Our study demonstrated that Kyn/Trp ratio was significantly reduced (p < 0.0001) after four weeks anti-PCP treatment. And Clement et al. observed that IDO activity in patients with tuberculosis declined to levels similar to those in controls after 6 months of tuberculosis treatment [9]. However, the mechanism of IDO activity change in clinical response is not clear.

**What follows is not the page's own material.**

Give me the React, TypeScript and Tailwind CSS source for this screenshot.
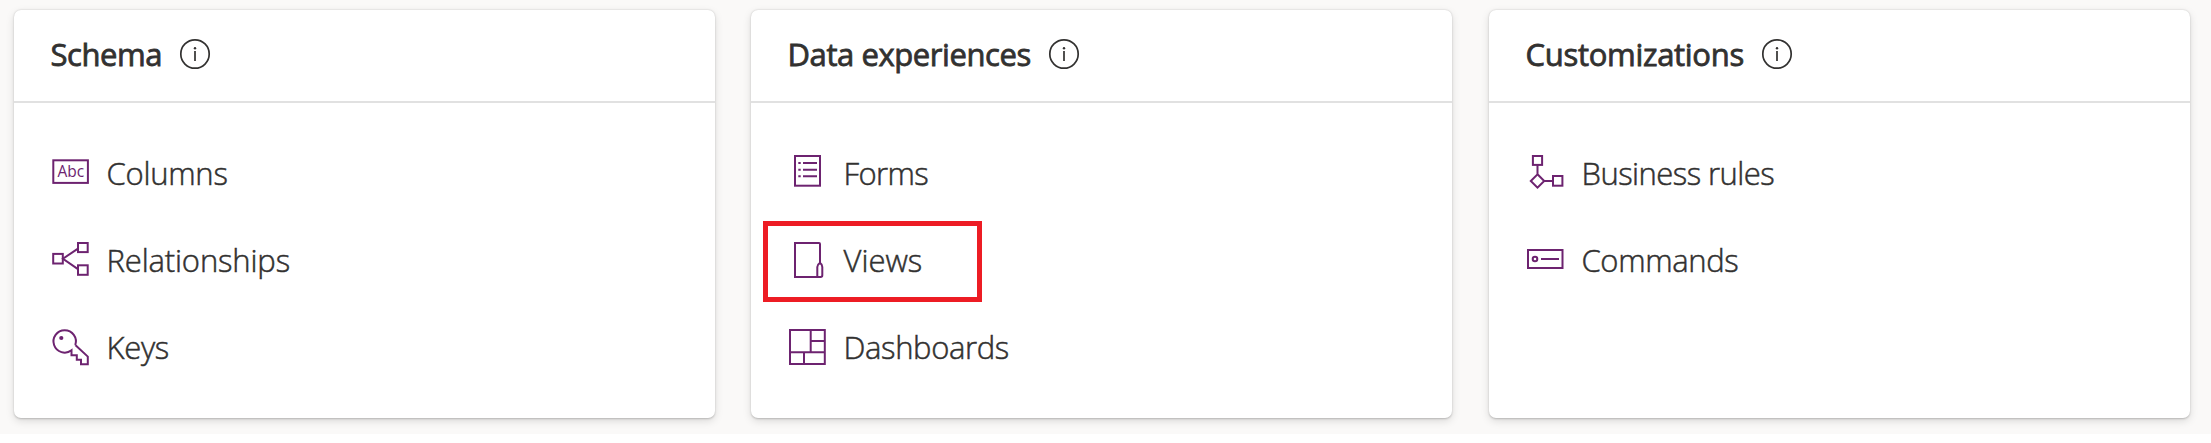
import type { ReactNode } from 'react';

function Icon({ children }: { children: ReactNode }) {
  return (
    <svg
      className="mt-[23px] h-10 w-10 shrink-0 text-[#6d2370]"
      viewBox="0 0 40 40"
      fill="none"
      stroke="currentColor"
      strokeWidth="2"
    >
      {children}
    </svg>
  );
}

function ColumnsIcon() {
  return (
    <Icon>
      <rect x="3.3" y="7.3" width="34.6" height="22.6" />
      <text
        className="font-['Open_Sans',sans-serif] text-[15.5px]"
        x="7.6"
        y="24.4"
        textLength="26.6"
        fill="currentColor"
        stroke="none"
      >
        Abc
      </text>
    </Icon>
  );
}

function RelationshipsIcon() {
  return (
    <Icon>
      <rect x="3.2" y="13.9" width="9.6" height="9.6" />
      <rect x="28" y="3" width="9.7" height="9.1" />
      <rect x="28" y="25.3" width="9.7" height="9.5" />
      <path d="M27.6 8.8 13 18.7l14.6 10.2" />
    </Icon>
  );
}

function KeysIcon() {
  return (
    <Icon>
      <path d="M25.3 18A11.2 11.2 0 1 0 21.5 23.3V28.3H26.8V32.7H31V37.2H37.8V29.6L25.3 18" />
      <circle cx="11.3" cy="11" r="2.1" fill="currentColor" stroke="none" />
    </Icon>
  );
}

function FormsIcon() {
  return (
    <Icon>
      <rect x="8" y="3" width="25" height="29.7" />
      <path d="M11.3 10h2.4M16 10h14M11.3 16.7h2.4M16 16.7h14M11.3 23.3h2.4M16 23.3h14" />
    </Icon>
  );
}

function ViewsIcon() {
  return (
    <Icon>
      <path d="M33 22.8V4a1 1 0 0 0-1-1H8v34h25.6a1.7 1.7 0 0 0 1.7-1.7V27c0-1.7-.9-3.3-2.3-4.2-1.4.9-2.7 2.5-2.7 4.2v10" />
    </Icon>
  );
}

function DashboardsIcon() {
  return (
    <Icon>
      <rect x="3" y="3" width="34.8" height="34" />
      <path d="M23.7 3v22.3M23.7 14h14M3 25.3h34.8M17 25.3V37" />
    </Icon>
  );
}

function BusinessRulesIcon() {
  return (
    <Icon>
      <rect x="7.9" y="3" width="9.2" height="8.9" />
      <path d="M12.5 12v9M19 28h8.5M12.5 21.3 19.2 28l-6.7 6.7L5.8 28z" />
      <rect x="28" y="23" width="9.4" height="9.7" />
    </Icon>
  );
}

function CommandsIcon() {
  return (
    <Icon>
      <rect x="3" y="10" width="34.5" height="18" />
      <circle cx="10" cy="19" r="2.3" />
      <path d="M16 19h18" />
    </Icon>
  );
}

function InfoIcon() {
  return (
    <svg
      className="mt-7 h-8 w-8 shrink-0 text-[#323130]"
      viewBox="0 0 32 32"
      fill="none"
      stroke="currentColor"
      strokeWidth="1.7"
    >
      <circle cx="16" cy="16" r="14.2" />
      <path d="M16 13v10" />
      <circle cx="16" cy="10.2" r="1.2" fill="currentColor" stroke="none" />
    </svg>
  );
}

interface ItemData {
  label: string;
  tracking: string;
  icon: ReactNode;
  highlighted?: boolean;
}

interface CardData {
  title: string;
  tracking: string;
  margin: string;
  items: ItemData[];
}

const cards: CardData[] = [
  {
    title: 'Schema',
    tracking: 'tracking-[-0.45px]',
    margin: 'ml-[14px]',
    items: [
      { label: 'Columns', tracking: 'tracking-[-0.25px]', icon: <ColumnsIcon /> },
      { label: 'Relationships', tracking: 'tracking-[-0.15px]', icon: <RelationshipsIcon /> },
      { label: 'Keys', tracking: 'tracking-[-0.3px]', icon: <KeysIcon /> },
    ],
  },
  {
    title: 'Data experiences',
    tracking: 'tracking-[-0.42px]',
    margin: 'ml-9',
    items: [
      { label: 'Forms', tracking: 'tracking-[-0.6px]', icon: <FormsIcon /> },
      { label: 'Views', tracking: 'tracking-[0px]', icon: <ViewsIcon />, highlighted: true },
      { label: 'Dashboards', tracking: 'tracking-[-0.37px]', icon: <DashboardsIcon /> },
    ],
  },
  {
    title: 'Customizations',
    tracking: 'tracking-[-0.3px]',
    margin: 'ml-[37px]',
    items: [
      { label: 'Business rules', tracking: 'tracking-[-0.54px]', icon: <BusinessRulesIcon /> },
      { label: 'Commands', tracking: 'tracking-[-0.38px]', icon: <CommandsIcon /> },
    ],
  },
];

function Item({ label, tracking, icon, highlighted }: ItemData) {
  return (
    <li className="relative flex h-[87px] items-start">
      {icon}
      <span
        className={`ml-[16.5px] text-[31px] leading-[86px] font-light whitespace-nowrap [-webkit-text-stroke:0.5px_#323130] ${tracking}`}
      >
        {label}
      </span>
      {highlighted && (
        <span className="absolute top-1 -left-6 h-[81px] w-[219px] border-[5px] border-[#ed1c24]" />
      )}
    </li>
  );
}

function Card({ title, tracking, margin, items }: CardData) {
  return (
    <section
      className={`h-[408px] w-[701px] shrink-0 rounded-[7px] bg-white shadow-[0_0.6px_2px_rgba(0,0,0,0.2),0_3px_8px_rgba(0,0,0,0.13)] ${margin}`}
    >
      <header className="flex h-[93px] items-start border-b-2 border-[#e1e1e1] pl-[36.5px]">
        <h2
          className={`text-[31px] leading-[88px] font-normal whitespace-nowrap [-webkit-text-stroke:0.8px_#323130] ${tracking}`}
        >
          {title}
        </h2>
        <span className="ml-[17px] flex">
          <InfoIcon />
        </span>
      </header>
      <ul className="pt-[27px] pl-9">
        {items.map((item) => (
          <Item key={item.label} {...item} />
        ))}
      </ul>
    </section>
  );
}

export default function App() {
  return (
    <div className="h-[443px] w-[2211px] overflow-hidden bg-white font-['Open_Sans','Noto_Sans',sans-serif] text-[#323130]">
      <main className="flex h-[434px] items-start overflow-hidden bg-[#faf9f8] pt-[10px]">
        {cards.map((card) => (
          <Card key={card.title} {...card} />
        ))}
      </main>
    </div>
  );
}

Araujo et al. depicted that the immunological balance mediated by the axis IDO/aryl hydrocarbon receptor is fundamental to controlling the severity of pulmonary paracoccidioidomycosis (PCM) [7]. Moreover, one study revealed that kyn-mediated Trp catabolism can independently predict increased mortality among HIV-infected Ugandan patients [22]. Additionally, some studies have showed the significance of IDO activity in prediction of clinical outcome. In patients with bacteraemia, Huttunen et al. presented that serum IDO activity was significantly higher in non-survivors than in survivors, describing the role of IDO activity as an independent predictor of death in the context of bacteraemia [23]. This was similar to the finding of Tattevin et al., who represented that 43% of septic patients with bacteraemia were associated with higher serum IDO activity and IDO activity was associated with sepsis severity and mortality [24]. Similar to these studies, our data indicate that plasma IDO activity may be a biomarker for prediction of death in AIDS-PCP patients. IDO activity was significantly higher in non-survivors compared to survivors among PCP patients (P = 0.002). In addition, we found that PaO2/FiO2 ≤ 300 mmHg group had a higher Kyn/Trp ratio than PaO2/FiO2 > 300 mmHg group of AIDS-PCP patients when they were admitted to the hospital (p = 0.007). After two months of observation, we found that 9 (9/18) patients were dead in PaO2/FiO2 ≤ 300 mmHg group and 2 (2/31) patients were dead in PaO2/FiO2 > 300 mmHg group.

However, there were several limitations associated with our study. First, the limited sample size was not enough to determine the significance of IDO activity in AIDS-PCP patients. Second, clinical diagnosis of PCP may have false positive defects. Next, IDO activity in AIDS-PCP patients was presented by measuring their plasma concentrations of Kyn and Trp; however, the specific cell types or tissues were not investigated for the expression of functional IDO in these patients. Third, it remains unclear whether our results can be applied to HIV-uninfected and/or paediatric populations.

Conclusions

IDO activity was associated with survival of patients with PCP. IDO activity can be one of candidate biomarkers for prediction of prognosis in PCP. Further studies with well-design should be followed to evaluated clinical usefulness of IDO activity in PCP.